*TASK DESCRIPTION:*
Omit all pictures. Copy the rest of the material exactly.

*SUPPLIED INFORMATION:*
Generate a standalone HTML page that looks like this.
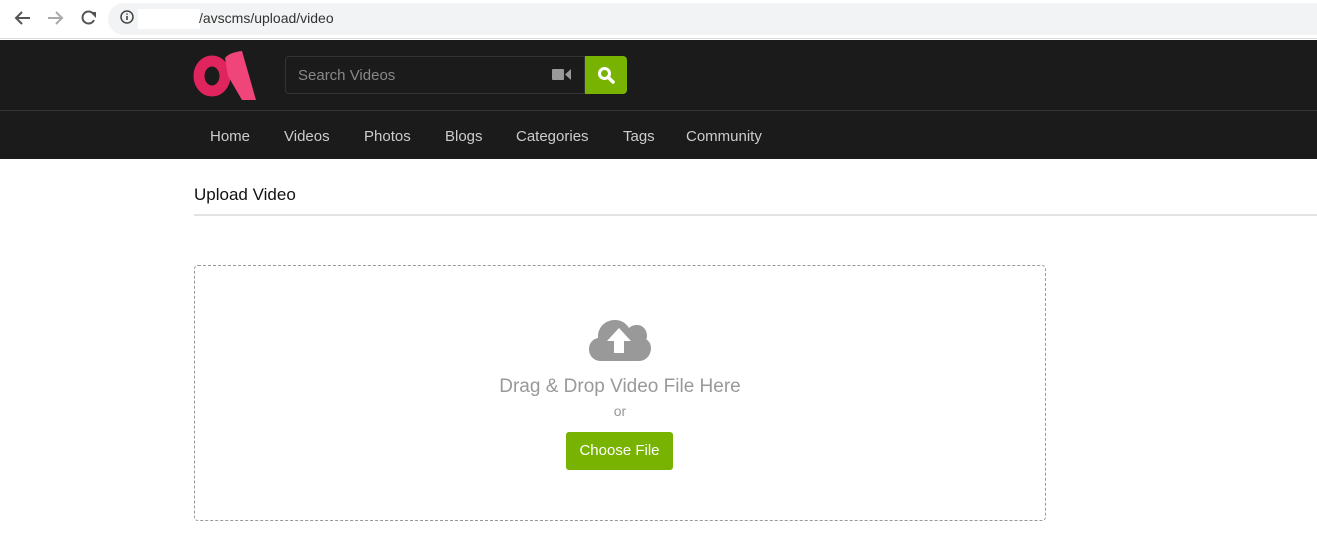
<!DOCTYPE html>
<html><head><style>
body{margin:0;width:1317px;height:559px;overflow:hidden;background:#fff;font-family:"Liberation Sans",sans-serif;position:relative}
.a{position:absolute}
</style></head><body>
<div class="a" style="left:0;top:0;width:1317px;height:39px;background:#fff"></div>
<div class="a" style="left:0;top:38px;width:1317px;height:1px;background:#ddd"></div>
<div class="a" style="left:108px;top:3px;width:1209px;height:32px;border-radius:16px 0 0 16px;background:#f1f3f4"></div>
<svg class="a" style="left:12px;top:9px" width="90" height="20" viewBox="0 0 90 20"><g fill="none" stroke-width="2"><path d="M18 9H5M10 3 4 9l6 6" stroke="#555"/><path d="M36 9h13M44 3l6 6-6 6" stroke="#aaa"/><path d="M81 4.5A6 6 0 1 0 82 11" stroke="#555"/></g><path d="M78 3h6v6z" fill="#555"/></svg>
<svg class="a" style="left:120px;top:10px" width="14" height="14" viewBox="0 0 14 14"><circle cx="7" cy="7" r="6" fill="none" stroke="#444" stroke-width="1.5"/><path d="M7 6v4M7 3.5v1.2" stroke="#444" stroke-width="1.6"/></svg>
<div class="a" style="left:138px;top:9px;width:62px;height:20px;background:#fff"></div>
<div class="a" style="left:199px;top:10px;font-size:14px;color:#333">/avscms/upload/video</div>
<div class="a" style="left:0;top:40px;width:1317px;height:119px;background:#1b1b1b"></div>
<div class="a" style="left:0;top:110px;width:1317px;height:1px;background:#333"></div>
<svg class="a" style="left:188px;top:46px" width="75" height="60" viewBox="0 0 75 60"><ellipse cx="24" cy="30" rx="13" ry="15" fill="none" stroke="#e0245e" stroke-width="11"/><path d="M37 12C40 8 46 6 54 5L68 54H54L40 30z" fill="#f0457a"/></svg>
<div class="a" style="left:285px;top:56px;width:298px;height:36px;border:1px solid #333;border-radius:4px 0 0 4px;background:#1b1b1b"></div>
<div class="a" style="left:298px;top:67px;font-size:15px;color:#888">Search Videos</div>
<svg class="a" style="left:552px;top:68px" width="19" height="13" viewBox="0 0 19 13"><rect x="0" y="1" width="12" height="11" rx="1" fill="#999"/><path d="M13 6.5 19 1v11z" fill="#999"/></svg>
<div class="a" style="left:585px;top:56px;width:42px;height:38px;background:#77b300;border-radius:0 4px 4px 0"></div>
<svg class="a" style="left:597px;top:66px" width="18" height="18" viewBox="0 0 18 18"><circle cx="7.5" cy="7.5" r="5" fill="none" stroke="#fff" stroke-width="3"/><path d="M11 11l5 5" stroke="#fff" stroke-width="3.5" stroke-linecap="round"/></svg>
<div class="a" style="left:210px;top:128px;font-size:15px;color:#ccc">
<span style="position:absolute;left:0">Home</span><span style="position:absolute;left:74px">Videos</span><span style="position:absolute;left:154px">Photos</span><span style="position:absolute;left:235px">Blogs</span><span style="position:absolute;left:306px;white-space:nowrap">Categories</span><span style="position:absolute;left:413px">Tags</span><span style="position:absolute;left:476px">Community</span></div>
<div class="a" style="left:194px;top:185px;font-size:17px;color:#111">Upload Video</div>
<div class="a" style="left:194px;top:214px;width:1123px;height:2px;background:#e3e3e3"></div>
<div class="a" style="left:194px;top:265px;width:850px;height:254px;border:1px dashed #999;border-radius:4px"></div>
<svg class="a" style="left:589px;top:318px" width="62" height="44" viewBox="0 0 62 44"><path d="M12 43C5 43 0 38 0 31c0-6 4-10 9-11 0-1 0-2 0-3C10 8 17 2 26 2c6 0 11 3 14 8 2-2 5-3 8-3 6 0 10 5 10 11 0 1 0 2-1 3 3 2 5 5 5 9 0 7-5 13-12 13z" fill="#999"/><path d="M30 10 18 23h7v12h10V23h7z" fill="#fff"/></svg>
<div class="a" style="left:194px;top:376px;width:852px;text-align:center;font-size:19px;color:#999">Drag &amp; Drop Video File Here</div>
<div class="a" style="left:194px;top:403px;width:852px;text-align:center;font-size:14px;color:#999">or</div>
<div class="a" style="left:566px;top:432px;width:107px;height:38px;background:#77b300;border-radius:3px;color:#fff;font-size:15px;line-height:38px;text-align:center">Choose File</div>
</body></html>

*REPLY:*
Generate a standalone HTML page that looks like this.
<!DOCTYPE html>
<html><head><style>
body{margin:0;width:1317px;height:559px;overflow:hidden;background:#fff;font-family:"Liberation Sans",sans-serif;position:relative}
.a{position:absolute}
</style></head><body>
<div class="a" style="left:0;top:0;width:1317px;height:39px;background:#fff"></div>
<div class="a" style="left:0;top:38px;width:1317px;height:1px;background:#ddd"></div>
<div class="a" style="left:108px;top:3px;width:1209px;height:32px;border-radius:16px 0 0 16px;background:#f1f3f4"></div>
<svg class="a" style="left:12px;top:9px" width="90" height="20" viewBox="0 0 90 20"><g fill="none" stroke-width="2"><path d="M18 9H5M10 3 4 9l6 6" stroke="#555"/><path d="M36 9h13M44 3l6 6-6 6" stroke="#aaa"/><path d="M81 4.5A6 6 0 1 0 82 11" stroke="#555"/></g><path d="M78 3h6v6z" fill="#555"/></svg>
<svg class="a" style="left:120px;top:10px" width="14" height="14" viewBox="0 0 14 14"><circle cx="7" cy="7" r="6" fill="none" stroke="#444" stroke-width="1.5"/><path d="M7 6v4M7 3.5v1.2" stroke="#444" stroke-width="1.6"/></svg>
<div class="a" style="left:138px;top:9px;width:62px;height:20px;background:#fff"></div>
<div class="a" style="left:199px;top:10px;font-size:14px;color:#333">/avscms/upload/video</div>
<div class="a" style="left:0;top:40px;width:1317px;height:119px;background:#1b1b1b"></div>
<div class="a" style="left:0;top:110px;width:1317px;height:1px;background:#333"></div>
<svg class="a" style="left:188px;top:46px" width="75" height="60" viewBox="0 0 75 60"><ellipse cx="24" cy="30" rx="13" ry="15" fill="none" stroke="#e0245e" stroke-width="11"/><path d="M37 12C40 8 46 6 54 5L68 54H54L40 30z" fill="#f0457a"/></svg>
<div class="a" style="left:285px;top:56px;width:298px;height:36px;border:1px solid #333;border-radius:4px 0 0 4px;background:#1b1b1b"></div>
<div class="a" style="left:298px;top:67px;font-size:15px;color:#888">Search Videos</div>
<svg class="a" style="left:552px;top:68px" width="19" height="13" viewBox="0 0 19 13"><rect x="0" y="1" width="12" height="11" rx="1" fill="#999"/><path d="M13 6.5 19 1v11z" fill="#999"/></svg>
<div class="a" style="left:585px;top:56px;width:42px;height:38px;background:#77b300;border-radius:0 4px 4px 0"></div>
<svg class="a" style="left:597px;top:66px" width="18" height="18" viewBox="0 0 18 18"><circle cx="7.5" cy="7.5" r="5" fill="none" stroke="#fff" stroke-width="3"/><path d="M11 11l5 5" stroke="#fff" stroke-width="3.5" stroke-linecap="round"/></svg>
<div class="a" style="left:210px;top:128px;font-size:15px;color:#ccc">
<span style="position:absolute;left:0">Home</span><span style="position:absolute;left:74px">Videos</span><span style="position:absolute;left:154px">Photos</span><span style="position:absolute;left:235px">Blogs</span><span style="position:absolute;left:306px;white-space:nowrap">Categories</span><span style="position:absolute;left:413px">Tags</span><span style="position:absolute;left:476px">Community</span></div>
<div class="a" style="left:194px;top:185px;font-size:17px;color:#111">Upload Video</div>
<div class="a" style="left:194px;top:214px;width:1123px;height:2px;background:#e3e3e3"></div>
<div class="a" style="left:194px;top:265px;width:850px;height:254px;border:1px dashed #999;border-radius:4px"></div>
<svg class="a" style="left:589px;top:318px" width="62" height="44" viewBox="0 0 62 44"><path d="M12 43C5 43 0 38 0 31c0-6 4-10 9-11 0-1 0-2 0-3C10 8 17 2 26 2c6 0 11 3 14 8 2-2 5-3 8-3 6 0 10 5 10 11 0 1 0 2-1 3 3 2 5 5 5 9 0 7-5 13-12 13z" fill="#999"/><path d="M30 10 18 23h7v12h10V23h7z" fill="#fff"/></svg>
<div class="a" style="left:194px;top:376px;width:852px;text-align:center;font-size:19px;color:#999">Drag &amp; Drop Video File Here</div>
<div class="a" style="left:194px;top:403px;width:852px;text-align:center;font-size:14px;color:#999">or</div>
<div class="a" style="left:566px;top:432px;width:107px;height:38px;background:#77b300;border-radius:3px;color:#fff;font-size:15px;line-height:38px;text-align:center">Choose File</div>
</body></html>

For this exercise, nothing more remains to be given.